Increasing rent improves NOI directly and can have a meaningful impact on DSCR. Reducing the purchase price lowers your loan amount and therefore your debt service. A larger down payment reduces the loan balance and monthly payment.
Reducing operating expenses — particularly management and repair reserves — can improve NOI, but should be approached carefully. Cutting too close leaves no room for things that inevitably come up.
Sometimes a deal simply does not work at the asking price. DSCR makes that clear quickly, which is exactly what it is designed to do.
Frequently asked questions
Does DSCR apply to short-term rentals?
Yes, but lenders treat short-term rental income differently. Many will only count a portion of projected STR income — sometimes 50% to 75% — since it is less predictable than long-term lease income. If you are evaluating an STR, use a conservative income figure.
What expenses should I include?
Include all recurring operating expenses: property taxes, insurance, repairs and maintenance, property management fees, HOA dues if applicable, and any other costs paid out of property income. Do not include your mortgage payment in operating expenses — that belongs on the debt service side.

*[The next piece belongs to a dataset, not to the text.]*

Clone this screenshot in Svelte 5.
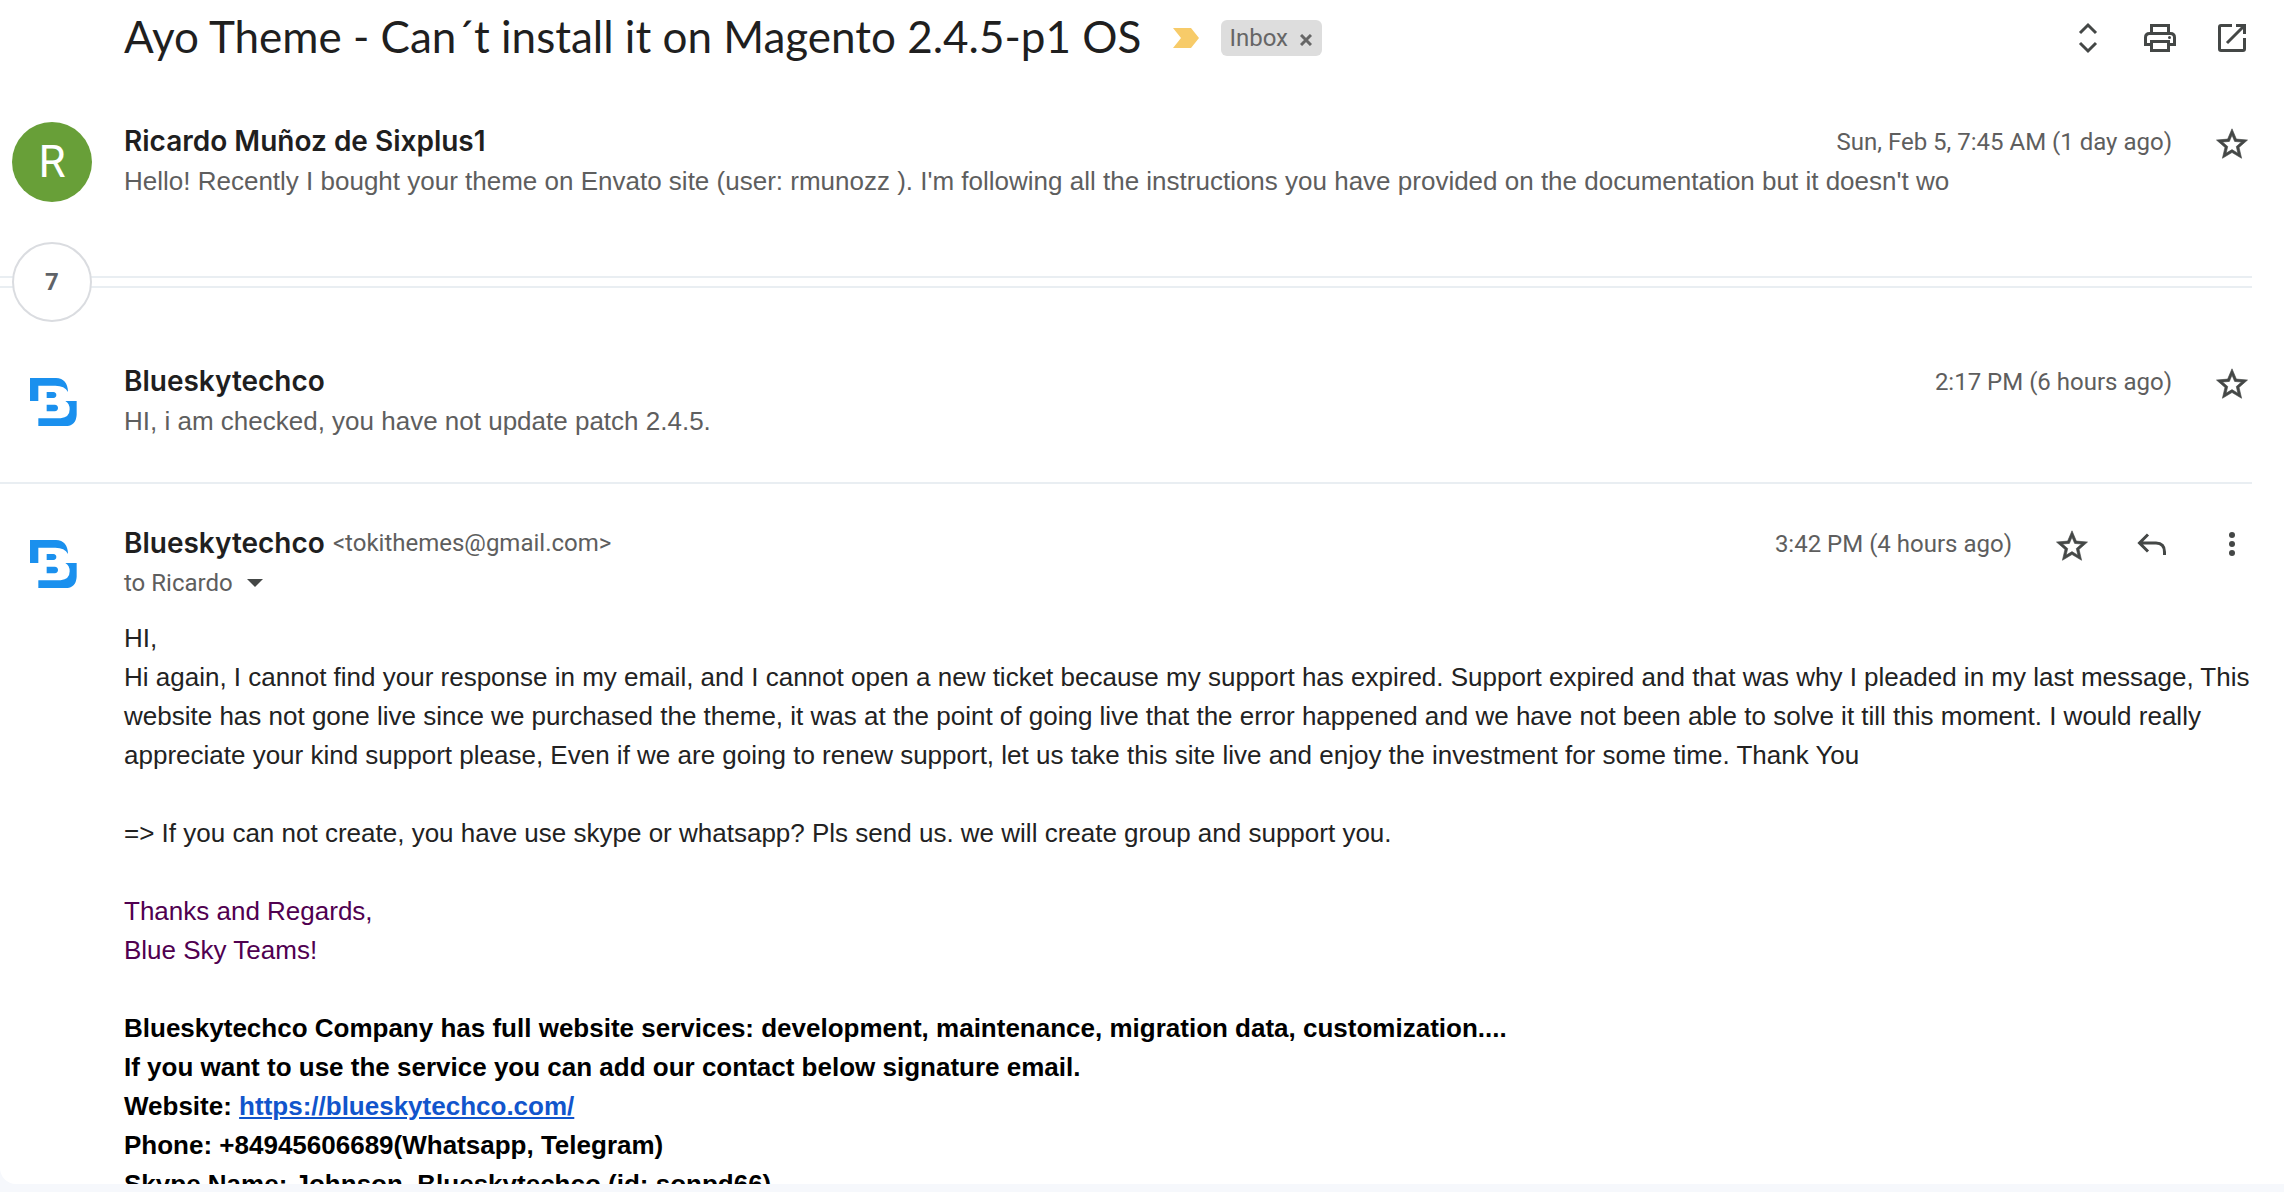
<script>
  const expanded = {
    name: 'Blueskytechco',
    email: '<tokithemes@gmail.com>',
    time: '3:42 PM (4 hours ago)',
  };
  const first = {
    name: 'Ricardo Muñoz de Sixplus1',
    snippet:
      "Hello! Recently I bought your theme on Envato site (user: rmunozz ). I'm following all the instructions you have provided on the documentation but it doesn't wo",
    time: 'Sun, Feb 5, 7:45 AM (1 day ago)',
  };
  const second = {
    name: 'Blueskytechco',
    snippet: 'HI, i am checked, you have not update patch 2.4.5.',
    time: '2:17 PM (6 hours ago)',
  };
</script>

{#snippet logo()}
  <svg class="avatar" viewBox="0 0 240 240" role="img" aria-label="Blueskytechco">
    <path d="M54 48H132Q167 50 168 90Q158 71 130 71H79V117H54Z" />
    <path d="M160 117H194V158Q192 192 160 192H79V169H146Q173 166 173 142Q173 124 160 117Z" />
    <path d="M104 90H124Q133 91 133 99T124 108H104ZM104 128H128Q138 129 138 138T128 148H104Z" />
  </svg>
{/snippet}

{#snippet star()}
  <button class="icon star" aria-label="Star">
    <svg viewBox="-0.9 -2.4 25.8 25.8">
      <path d="M22 9.24l-7.19-.62L12 2 9.19 8.63 2 9.24l5.46 4.73L5.82 21 12 17.27 18.18 21l-1.63-7.03L22 9.24zM12 15.4l-3.76 2.27 1-4.28-3.32-2.88 4.38-.38L12 6.1l1.71 4.04 4.38.38-3.32 2.88 1 4.28L12 15.4z" />
    </svg>
  </button>
{/snippet}

{#snippet collapsed(m, picture)}
  <article class="message">
    {@render picture()}
    <div class="main">
      <div class="line">
        <h2>{m.name}</h2>
        <div class="meta">
          <time>{m.time}</time>
          {@render star()}
        </div>
      </div>
      <p class="snippet">{m.snippet}</p>
    </div>
  </article>
{/snippet}

{#snippet initial()}
  <div class="avatar initial">R</div>
{/snippet}

<main class="thread">
  <header class="subject">
    <h1>Ayo Theme - Can´t install it on Magento 2.4.5-p1 OS</h1>
    <button class="marker" aria-label="Important">
      <svg viewBox="0 0 26 20"><path d="M0 0H18L26 10L18 20H0L8 10Z" /></svg>
    </button>
    <span class="chip">
      Inbox
      <button aria-label="Remove label Inbox">
        <svg viewBox="0 0 12 12"><path d="M1 1L11 11M11 1L1 11" /></svg>
      </button>
    </span>
    <nav class="tools">
      <button class="icon" aria-label="Expand all">
        <svg class="stroked" viewBox="0 0 40 40"><path d="M12 15L20 7L28 15M12 25L20 33L28 25" /></svg>
      </button>
      <button class="icon" aria-label="Print all">
        <svg class="stroked" viewBox="0 0 40 40">
          <path d="M11.5 16V7.5H28.5V16M11.5 26.5H5.5V19.5Q5.5 15.5 9.5 15.5H30.5Q34.5 15.5 34.5 19.5V26.5H28.5M11.5 23.5H28.5V32.5H11.5Z" />
          <circle class="dot" cx="29.5" cy="19.5" r="1.5" />
        </svg>
      </button>
      <button class="icon" aria-label="In new window">
        <svg class="stroked" viewBox="0 0 40 40">
          <path d="M20 7.5H9Q7.5 7.5 7.5 9V31Q7.5 32.5 9 32.5H31Q32.5 32.5 32.5 31V20M24 7.5H32.5V16M32 8L15 25" />
        </svg>
      </button>
    </nav>
  </header>

  {@render collapsed(first, initial)}

  <div class="more">
    <button aria-label="7 more messages">7</button>
  </div>

  {@render collapsed(second, logo)}

  <article class="message divided">
    {@render logo()}
    <div class="main">
      <div class="line">
        <h2>{expanded.name}</h2>
        <span class="email">{expanded.email}</span>
        <div class="meta">
          <time>{expanded.time}</time>
          {@render star()}
          <button class="icon" aria-label="Reply">
            <svg class="stroked" viewBox="0 0 40 40"><path d="M16 10.5L7.5 19L16 27.5M7.5 19H24Q32.5 19 32.5 28V31" /></svg>
          </button>
          <button class="icon" aria-label="More">
            <svg viewBox="0 0 40 40"><circle cx="20" cy="11" r="3" /><circle cx="20" cy="20" r="3" /><circle cx="20" cy="29" r="3" /></svg>
          </button>
        </div>
      </div>
      <button class="recipient">
        to Ricardo
        <svg viewBox="0 0 16 8"><path d="M0 0H16L8 8Z" /></svg>
      </button>

      <div class="body">
        <p>HI,</p>
        <p>
          Hi again, I cannot find your response in my email, and I cannot open a new ticket because my support has
          expired. Support expired and that was why I pleaded in my last message, This website has not gone live since
          we purchased the theme, it was at the point of going live that the error happened and we have not been able
          to solve it till this moment. I would really appreciate your kind support please, Even if we are going to
          renew support, let us take this site live and enjoy the investment for some time. Thank You
        </p>
        <br />
        <p>=&gt; If you can not create, you have use skype or whatsapp? Pls send us. we will create group and support you.</p>
        <br />
        <p class="regards">Thanks and Regards,<br />Blue Sky Teams!</p>
        <br />
        <p class="signature">
          Blueskytechco Company has full website services: development, maintenance, migration data, customization....<br />
          If you want to use the service you can add our contact below signature email.<br />
          Website: <a href="https://blueskytechco.com/">https://blueskytechco.com/</a><br />
          Phone: +84945606689(Whatsapp, Telegram)<br />
          Skype Name: Johnson. Blueskytechco (id: sonpd66)
        </p>
      </div>
    </div>
  </article>
</main>

<style>
  :global(body) {
    background: #f6f8fc;
  }
  :global(#app) {
    display: flex;
    flex-direction: column;
    box-sizing: border-box;
    height: 100vh;
    padding-bottom: 8px;
  }
  .thread {
    flex: 1;
    min-height: 0;
    overflow: hidden;
    box-sizing: border-box;
    padding-right: 32px;
    border-bottom-left-radius: 16px;
    background: #fff;
    color: #5e5e5e;
    font: 24px/40px Roboto, "Liberation Sans", sans-serif;
  }
  h1,
  h2,
  p {
    margin: 0;
  }
  button {
    padding: 0;
    border: 0;
    background: none;
    color: inherit;
    font: inherit;
    cursor: pointer;
  }
  svg {
    display: block;
  }
  .icon,
  .icon svg {
    width: 40px;
    height: 40px;
    flex: none;
    fill: #444746;
  }
  .icon .stroked {
    fill: none;
    stroke: #444746;
    stroke-width: 3;
  }
  .icon .dot {
    fill: #444746;
    stroke: none;
  }
  .star path {
    stroke: #444746;
    stroke-width: 0.4;
  }

  .subject {
    display: flex;
    align-items: center;
    height: 76px;
    margin-bottom: 6px;
    padding-left: 124px;
  }
  h1 {
    padding-bottom: 4px;
    color: #1f1f1f;
    font: 400 44px/56px Lato, sans-serif;
  }
  .marker {
    margin-left: 32px;
  }
  .marker svg {
    width: 26px;
    height: 20px;
    fill: #f7cb69;
  }
  .chip {
    display: flex;
    align-items: center;
    gap: 12px;
    height: 36px;
    margin-left: 22px;
    padding: 0 10px 0 8px;
    border-radius: 6px;
    background: #ddd;
    color: #666;
    line-height: 36px;
  }
  .chip button {
    padding-top: 4px;
  }
  .chip svg {
    width: 12px;
    height: 12px;
    fill: none;
    stroke: #666;
    stroke-width: 3;
  }
  .tools {
    display: flex;
    gap: 32px;
    margin-left: auto;
  }

  .message {
    display: flex;
    gap: 32px;
    padding: 39px 0 40px 12px;
  }
  .divided {
    border-top: 2px solid #e9eef2;
  }
  .avatar {
    flex: none;
    width: 80px;
    height: 80px;
    margin-top: 1px;
    fill: #1a90ee;
  }
  .initial {
    border-radius: 50%;
    background: #689f38;
    color: #fff;
    font-size: 44px;
    line-height: 80px;
    text-align: center;
  }
  .message .main {
    flex: 1;
    min-width: 0;
  }
  .line {
    display: flex;
    height: 40px;
  }
  h2 {
    color: #1f1f1f;
    font: 600 28px/40px Inter, sans-serif;
  }
  .email {
    margin-left: 8px;
  }
  .meta {
    display: flex;
    gap: 40px;
    margin: 1px 0 0 auto;
  }
  .snippet {
    overflow: hidden;
    font: 26px/40px "Liberation Sans", Arial, sans-serif;
    white-space: nowrap;
  }

  .more {
    display: flex;
    align-items: center;
    height: 80px;
    padding-left: 12px;
    background: linear-gradient(#e9eef2 2px, #fff 2px 10px, #e9eef2 10px) center / 100% 12px no-repeat;
  }
  .more button {
    width: 80px;
    height: 80px;
    border: 2px solid #dadce0;
    border-radius: 50%;
    background: #fff;
    color: #5f6368;
    font-weight: 700;
  }

  .recipient {
    display: flex;
    align-items: center;
    gap: 14px;
    height: 40px;
  }
  .recipient svg {
    width: 16px;
    height: 8px;
    fill: #444746;
  }
  .body {
    margin-top: 16px;
    color: #222;
    font: 26px/39px "Liberation Sans", Arial, sans-serif;
  }
  .regards {
    color: #500050;
  }
  .signature {
    color: #000;
    font-weight: 700;
  }
  .signature a {
    color: #1155cc;
  }
</style>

Is DSCR the same as cash-on-cash return?
No. DSCR measures income relative to debt payments. Cash-on-cash return measures annual cash flow relative to the cash you invested. They answer different questions. A property can have a strong DSCR and still produce a modest cash-on-cash return depending on how much cash you put down.
Can I use this calculator for residential and commercial income property?
Yes. The same DSCR formula and theory applies to all income real estate. Inputs and lender requirements vary by property type — retail, office, industrial, and multifamily all have different norms — but the underlying math is the same.
What if I am paying cash with no loan?
With no debt service, DSCR is technically infinite — there are no loan payments to cover. In that case, cap rate and cash-on-cash return are more useful metrics for evaluating the deal.